_WRITTEN EXERCISE_:
Repeat every line of the listing below exactly, minus the pictures.
— Start of SOURCE DATA —
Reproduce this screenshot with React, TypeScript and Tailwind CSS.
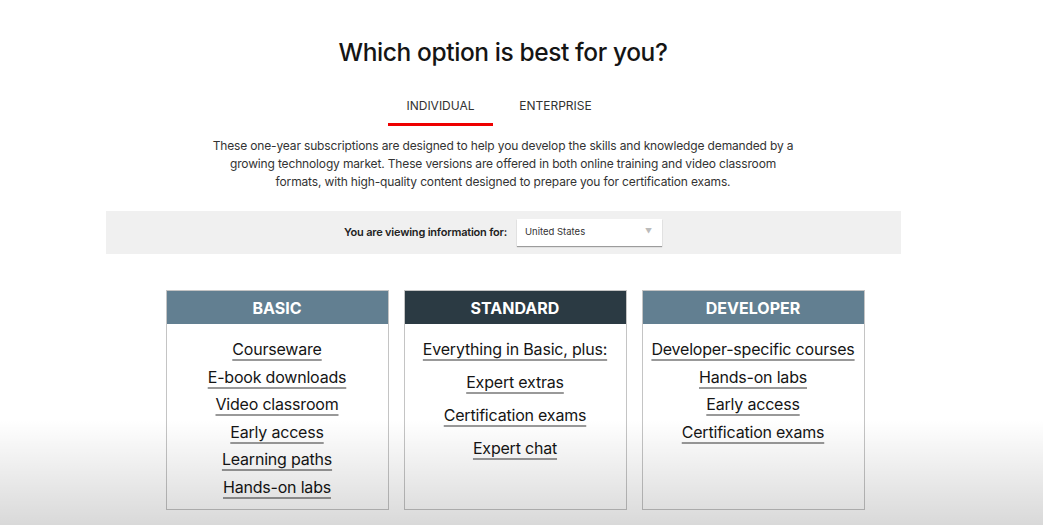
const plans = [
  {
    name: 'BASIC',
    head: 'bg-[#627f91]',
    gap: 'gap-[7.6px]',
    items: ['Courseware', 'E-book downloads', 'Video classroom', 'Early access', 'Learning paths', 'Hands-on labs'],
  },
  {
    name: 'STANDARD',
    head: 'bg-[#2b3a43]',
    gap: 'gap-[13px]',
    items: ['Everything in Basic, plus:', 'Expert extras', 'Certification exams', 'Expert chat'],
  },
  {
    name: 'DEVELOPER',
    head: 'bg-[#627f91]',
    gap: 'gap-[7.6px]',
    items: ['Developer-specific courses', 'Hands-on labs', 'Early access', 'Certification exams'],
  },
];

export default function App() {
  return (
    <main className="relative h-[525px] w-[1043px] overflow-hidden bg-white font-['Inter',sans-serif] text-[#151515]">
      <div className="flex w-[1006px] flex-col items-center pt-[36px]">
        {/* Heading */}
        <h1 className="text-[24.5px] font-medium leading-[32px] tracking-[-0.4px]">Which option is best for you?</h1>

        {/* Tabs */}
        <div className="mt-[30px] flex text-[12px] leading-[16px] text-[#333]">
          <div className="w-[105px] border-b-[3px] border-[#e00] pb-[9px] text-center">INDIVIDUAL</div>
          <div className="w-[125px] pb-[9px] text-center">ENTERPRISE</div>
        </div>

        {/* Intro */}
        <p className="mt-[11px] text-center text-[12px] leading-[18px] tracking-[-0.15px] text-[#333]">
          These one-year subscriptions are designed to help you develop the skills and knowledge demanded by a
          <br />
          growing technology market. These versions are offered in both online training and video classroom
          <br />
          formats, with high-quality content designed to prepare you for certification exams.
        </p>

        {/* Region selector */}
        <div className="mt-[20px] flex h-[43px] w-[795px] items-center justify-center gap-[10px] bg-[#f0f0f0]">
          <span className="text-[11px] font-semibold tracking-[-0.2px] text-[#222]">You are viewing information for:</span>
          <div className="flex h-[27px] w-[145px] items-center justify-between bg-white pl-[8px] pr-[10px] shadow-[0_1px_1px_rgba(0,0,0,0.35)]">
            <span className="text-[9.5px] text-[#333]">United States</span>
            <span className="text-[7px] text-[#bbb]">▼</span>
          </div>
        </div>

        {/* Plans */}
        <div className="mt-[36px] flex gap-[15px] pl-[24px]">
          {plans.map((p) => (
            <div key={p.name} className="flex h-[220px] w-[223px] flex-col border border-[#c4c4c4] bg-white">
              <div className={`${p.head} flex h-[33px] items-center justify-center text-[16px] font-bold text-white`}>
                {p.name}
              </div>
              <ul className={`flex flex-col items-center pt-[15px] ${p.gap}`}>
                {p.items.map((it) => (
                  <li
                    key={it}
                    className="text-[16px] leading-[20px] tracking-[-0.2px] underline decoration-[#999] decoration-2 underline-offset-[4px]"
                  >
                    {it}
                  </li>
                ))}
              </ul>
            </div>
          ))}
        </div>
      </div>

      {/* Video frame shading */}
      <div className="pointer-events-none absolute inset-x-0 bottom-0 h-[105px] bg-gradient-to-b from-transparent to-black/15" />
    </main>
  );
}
— End of SOURCE DATA —
_THE ANSWER_:
Reproduce this screenshot with React, TypeScript and Tailwind CSS.
const plans = [
  {
    name: 'BASIC',
    head: 'bg-[#627f91]',
    gap: 'gap-[7.6px]',
    items: ['Courseware', 'E-book downloads', 'Video classroom', 'Early access', 'Learning paths', 'Hands-on labs'],
  },
  {
    name: 'STANDARD',
    head: 'bg-[#2b3a43]',
    gap: 'gap-[13px]',
    items: ['Everything in Basic, plus:', 'Expert extras', 'Certification exams', 'Expert chat'],
  },
  {
    name: 'DEVELOPER',
    head: 'bg-[#627f91]',
    gap: 'gap-[7.6px]',
    items: ['Developer-specific courses', 'Hands-on labs', 'Early access', 'Certification exams'],
  },
];

export default function App() {
  return (
    <main className="relative h-[525px] w-[1043px] overflow-hidden bg-white font-['Inter',sans-serif] text-[#151515]">
      <div className="flex w-[1006px] flex-col items-center pt-[36px]">
        {/* Heading */}
        <h1 className="text-[24.5px] font-medium leading-[32px] tracking-[-0.4px]">Which option is best for you?</h1>

        {/* Tabs */}
        <div className="mt-[30px] flex text-[12px] leading-[16px] text-[#333]">
          <div className="w-[105px] border-b-[3px] border-[#e00] pb-[9px] text-center">INDIVIDUAL</div>
          <div className="w-[125px] pb-[9px] text-center">ENTERPRISE</div>
        </div>

        {/* Intro */}
        <p className="mt-[11px] text-center text-[12px] leading-[18px] tracking-[-0.15px] text-[#333]">
          These one-year subscriptions are designed to help you develop the skills and knowledge demanded by a
          <br />
          growing technology market. These versions are offered in both online training and video classroom
          <br />
          formats, with high-quality content designed to prepare you for certification exams.
        </p>

        {/* Region selector */}
        <div className="mt-[20px] flex h-[43px] w-[795px] items-center justify-center gap-[10px] bg-[#f0f0f0]">
          <span className="text-[11px] font-semibold tracking-[-0.2px] text-[#222]">You are viewing information for:</span>
          <div className="flex h-[27px] w-[145px] items-center justify-between bg-white pl-[8px] pr-[10px] shadow-[0_1px_1px_rgba(0,0,0,0.35)]">
            <span className="text-[9.5px] text-[#333]">United States</span>
            <span className="text-[7px] text-[#bbb]">▼</span>
          </div>
        </div>

        {/* Plans */}
        <div className="mt-[36px] flex gap-[15px] pl-[24px]">
          {plans.map((p) => (
            <div key={p.name} className="flex h-[220px] w-[223px] flex-col border border-[#c4c4c4] bg-white">
              <div className={`${p.head} flex h-[33px] items-center justify-center text-[16px] font-bold text-white`}>
                {p.name}
              </div>
              <ul className={`flex flex-col items-center pt-[15px] ${p.gap}`}>
                {p.items.map((it) => (
                  <li
                    key={it}
                    className="text-[16px] leading-[20px] tracking-[-0.2px] underline decoration-[#999] decoration-2 underline-offset-[4px]"
                  >
                    {it}
                  </li>
                ))}
              </ul>
            </div>
          ))}
        </div>
      </div>

      {/* Video frame shading */}
      <div className="pointer-events-none absolute inset-x-0 bottom-0 h-[105px] bg-gradient-to-b from-transparent to-black/15" />
    </main>
  );
}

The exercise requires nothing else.